The other concept, I suppose, that came out of the goldfields was the structural repetition of rocks. We could see the repetitions of cycles. And so was it cyclic? Or was it structural. And within a few weeks of me coming to Western Australia, I went out to Kalgoorlie with a couple of the godfathers of the geology of the goldfields. The conversation got to a point where they were saying, ‘Some of our recent PhD students working out here are sort of invoking thin-skinned tectonics. They reckon there’s structural repetition on shallow faults through here. Of course, this is just the flavour of the month. Why would we really take much notice of it? It's just a fad.’
11:20 Julie
Right.
11:20 Tim
Well, of course, you know, I'd come from a terrane where I'd seen this happening in real life.
11:26 Julie
Right.
11:26 Tim
We had a granite in Papua New Guinea that that had intruded into the Miocene limestone, and it was mineralized. So the company had drilled through the granite and gone into Miocene limestone and the age of the Miocene limestone below the granite was the same as the limestone, the granite had intruded. So the whole thing was a several hundred metres thrust of limestone that carried the intrusion with it.
11:48 Julie
Yep.
11:49 Tim
So, you know, I sort of just listened very politely and didn't say anything. But over time, I started to recognize real structural repetitions, even in company drill holes. You'd see them log the core, and they'd log exactly the same sequence again.
12:03 Julie
Right.
12:04 Tim
So that was another way, you know, we recognized there was structural repetition and so it wasn't a separate cycle. One of the other interesting things from the goldfields mapping, people were sort of saying with the nickel mineralization in the goldfields seemed to be in thick ultramafic flows. And these flows, when they mapped them out, even though it was a deformed terrane, seemed to be in a trough in the landscape, the low point in the landscape. And so, the theories evolved around the geochemistry of these. And said that initially, they were sulfide-rich, carrying the nickel. But because they're so hot, they were eroding the substrate, and that was changing the chemistry that forced precipitation of the nickel sulfides.
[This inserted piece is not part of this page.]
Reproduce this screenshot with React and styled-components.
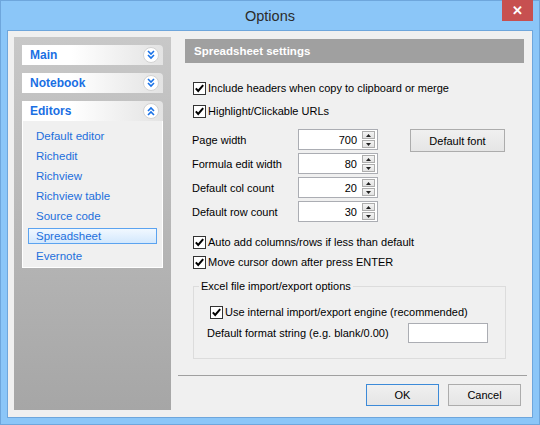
import React from 'react';
import styled, { createGlobalStyle } from 'styled-components';

const Global = createGlobalStyle`
body {
  margin: 0;
  font-family: "Liberation Sans", Arial, sans-serif;
}
`;

const Window = styled.div`
width: 540px;
height: 425px;
box-sizing: border-box;
background: #8bc6f8;
border: 1px solid #6ea6dc;
display: flex;
flex-direction: column;
position: relative;
`;

const TitleBar = styled.div`
height: 29px;
display: flex;
align-items: center;
justify-content: center;
`;

const Title = styled.div`
font-size: 14.5px;
color: #2b2b2b;
margin-top: 1px;
`;

const CloseButton = styled.div`
position: absolute;
top: -1px;
right: 6px;
width: 31px;
height: 21px;
background: #c75050;
color: white;
font-size: 13px;
font-weight: bold;
display: flex;
align-items: center;
justify-content: center;
`;

const Client = styled.div`
flex: 1;
margin: 0 6px 6px 6px;
background: #f0f0f0;
border: 1px solid #6ea6dc;
padding: 6px 5px 7px 6px;
display: flex;
`;

const Sidebar = styled.div`
width: 157px;
box-sizing: border-box;
padding: 8px;
background: linear-gradient(to bottom, #c8c8c8, #a6a6a6);
display: flex;
flex-direction: column;
gap: 8px;
`;

const SectionHeader = styled.div`
height: 20px;
box-sizing: border-box;
padding: 0 4px 0 8px;
display: flex;
align-items: center;
justify-content: space-between;
background: linear-gradient(to right, #ffffff 35%, #e3e3e3);
border-radius: 0 4px 0 0;
font-size: 12px;
font-weight: bold;
color: #1a6fe3;
`;

const SectionBody = styled.div`
background: #f0f0f0;
border: 1px solid #ffffff;
border-top: none;
padding: 7px 5px 3px;
display: flex;
flex-direction: column;
gap: 4px;
`;

const Item = styled.div`
height: 16px;
box-sizing: border-box;
padding-left: 7px;
display: flex;
align-items: center;
font-size: 11.5px;
color: #1d6fdc;
border: 1px solid ${p => (p.$selected ? '#5ba3f0' : 'transparent')};
background: ${p => (p.$selected ? 'linear-gradient(to bottom, #f1f8ff, #d3e8fd)' : 'transparent')};
`;

const ChevronCircle = styled.svg`
width: 16px;
height: 16px;
`;

const Content = styled.div`
flex: 1;
margin-left: 7px;
display: flex;
flex-direction: column;
`;

const PanelHeader = styled.div`
margin: 2px 3px 0 7px;
height: 24px;
background: #a0a0a0;
color: white;
font-size: 11.5px;
font-weight: bold;
display: flex;
align-items: center;
padding-left: 9px;
`;

const Settings = styled.div`
padding: 15px 0 0 14px;
display: flex;
flex-direction: column;
`;

const CheckRow = styled.label`
height: 20px;
display: flex;
align-items: center;
gap: 2px;
margin-top: ${p => p.$mt || 0}px;
margin-left: ${p => p.$ml || 1}px;
font-size: 11px;
color: #000;
`;

const Box = styled.svg`
width: 13px;
height: 13px;
flex-shrink: 0;
`;

const SpinSection = styled.div`
margin-top: 8px;
display: flex;
align-items: flex-start;
`;

const SpinColumn = styled.div`
display: flex;
flex-direction: column;
gap: 3px;
`;

const SpinRow = styled.div`
display: grid;
grid-template-columns: 106px 80px;
height: 21px;
align-items: center;
font-size: 11px;
color: #000;
`;

const SpinField = styled.div`
height: 21px;
box-sizing: border-box;
border: 1px solid #abadb3;
background: white;
display: flex;
align-items: center;
justify-content: flex-end;
padding-right: 2px;
gap: 5px;
font-size: 11px;
`;

const SpinButtons = styled.div`
display: flex;
flex-direction: column;
gap: 1px;
`;

const SpinHalf = styled.div`
width: 13px;
height: 8px;
box-sizing: border-box;
border: 1px solid #adadad;
background: linear-gradient(to bottom, #f4f4f4, #e2e2e2);
display: flex;
align-items: center;
justify-content: center;
`;

const Button = styled.div`
width: ${p => p.$w || 73}px;
height: ${p => p.$h || 22}px;
box-sizing: border-box;
border: 1px solid ${p => (p.$default ? '#3c8ad8' : '#acacac')};
background: linear-gradient(to bottom, #f0f0f0, #e5e5e5);
display: flex;
align-items: center;
justify-content: center;
font-size: 11px;
color: #000;
`;

const FontButton = styled(Button)`
margin-left: 32px;
`;

const Group = styled.fieldset`
margin: 6px 0 0 1px;
width: 313px;
box-sizing: border-box;
border: 1px solid #dcdcdc;
padding: 0 0 15px 14px;
`;

const Legend = styled.legend`
margin-left: -9px;
padding: 0 2px;
line-height: 16px;
font-size: 11px;
color: #000;
`;

const FormatRow = styled.div`
margin-top: 1px;
height: 20px;
display: flex;
align-items: center;
font-size: 11px;
color: #000;
`;

const FormatLabel = styled.div`
width: 201px;
margin-left: -1px;
`;

const TextField = styled.div`
width: 80px;
height: 20px;
box-sizing: border-box;
border: 1px solid #abadb3;
background: white;
`;

const Footer = styled.div`
margin-top: auto;
border-top: 1px solid #a0a0a0;
padding: 8px 6px 4px;
display: flex;
justify-content: flex-end;
gap: 9px;
`;

function Chevron({ up }) {
  const d = up
    ? ['M5 8 L8 5 L11 8', 'M5 12 L8 9 L11 12']
    : ['M5 4 L8 7 L11 4', 'M5 8 L8 11 L11 8'];
  return (
    <ChevronCircle viewBox="0 0 16 16">
      <circle cx="8" cy="8" r="7.5" fill="#fff" stroke="#d2d2d2" />
      {d.map(p => (
        <path key={p} d={p} fill="none" stroke="#1a73e8" strokeWidth="1.6" />
      ))}
    </ChevronCircle>
  );
}

function Check({ children, mt, ml }) {
  return (
    <CheckRow $mt={mt} $ml={ml}>
      <Box viewBox="0 0 13 13">
        <rect x="0.5" y="0.5" width="12" height="12" fill="#fff" stroke="#333" />
        <path d="M2.8 6.4 L5.2 9 L10.2 3.2" fill="none" stroke="#000" strokeWidth="2" />
      </Box>
      {children}
    </CheckRow>
  );
}

function Spin({ label, value }) {
  return (
    <SpinRow>
      <span>{label}</span>
      <SpinField>
        {value}
        <SpinButtons>
          <SpinHalf>
            <svg width="5" height="3" viewBox="0 0 5 3"><path d="M0 3 L2.5 0 L5 3 Z" fill="#222" /></svg>
          </SpinHalf>
          <SpinHalf>
            <svg width="5" height="3" viewBox="0 0 5 3"><path d="M0 0 L2.5 3 L5 0 Z" fill="#222" /></svg>
          </SpinHalf>
        </SpinButtons>
      </SpinField>
    </SpinRow>
  );
}

const editors = ['Default editor', 'Richedit', 'Richview', 'Richview table', 'Source code', 'Spreadsheet', 'Evernote'];

export default function App() {
  return (
    <>
      <Global />
      <Window>
        <TitleBar>
          <Title>Options</Title>
          <CloseButton>✕</CloseButton>
        </TitleBar>
        <Client>
          <Sidebar>
            <SectionHeader>Main<Chevron /></SectionHeader>
            <SectionHeader>Notebook<Chevron /></SectionHeader>
            <div>
              <SectionHeader>Editors<Chevron up /></SectionHeader>
              <SectionBody>
                {editors.map(e => (
                  <Item key={e} $selected={e === 'Spreadsheet'}>{e}</Item>
                ))}
              </SectionBody>
            </div>
          </Sidebar>
          <Content>
            <PanelHeader>Spreadsheet settings</PanelHeader>
            <Settings>
              <Check>Include headers when copy to clipboard or merge</Check>
              <Check mt={3}>Highlight/Clickable URLs</Check>
              <SpinSection>
                <SpinColumn>
                  <Spin label="Page width" value="700" />
                  <Spin label="Formula edit width" value="80" />
                  <Spin label="Default col count" value="20" />
                  <Spin label="Default row count" value="30" />
                </SpinColumn>
                <FontButton $w={95} $h={23}>Default font</FontButton>
              </SpinSection>
              <Check mt={10}>Auto add columns/rows if less than default</Check>
              <Check>Move cursor down after press ENTER</Check>
              <Group>
                <Legend>Excel file import/export options</Legend>
                <Check mt={8} ml={2}>Use internal import/export engine (recommended)</Check>
                <FormatRow>
                  <FormatLabel>Default format string (e.g. blank/0.00)</FormatLabel>
                  <TextField />
                </FormatRow>
              </Group>
            </Settings>
            <Footer>
              <Button $default>OK</Button>
              <Button>Cancel</Button>
            </Footer>
          </Content>
        </Client>
      </Window>
    </>
  );
}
And some of the people were saying, ‘Well, we should go to Hawaii and see these lava flows that are, you know, eroding their base’. And I said, ‘You don't have to go that far. You can go to North Queensland in the McBride Province in walk into a lava tube’. And you can actually see where the lava that's come out of the volcano has been shielded for so long and flowed for so long, it's eroded the underlying flows.
13:10 Julie
Yep.
13:11 Tim
And you can actually identify the flows in the wall of the lava tube. And so, which is sort of interesting to see that you can see that in real life almost. And then it took a while to understand that might be a potential model for mineralization in the goldfields. So you know, it's just fascinating. The way geology translates from a super modern terrane to a super old terrane.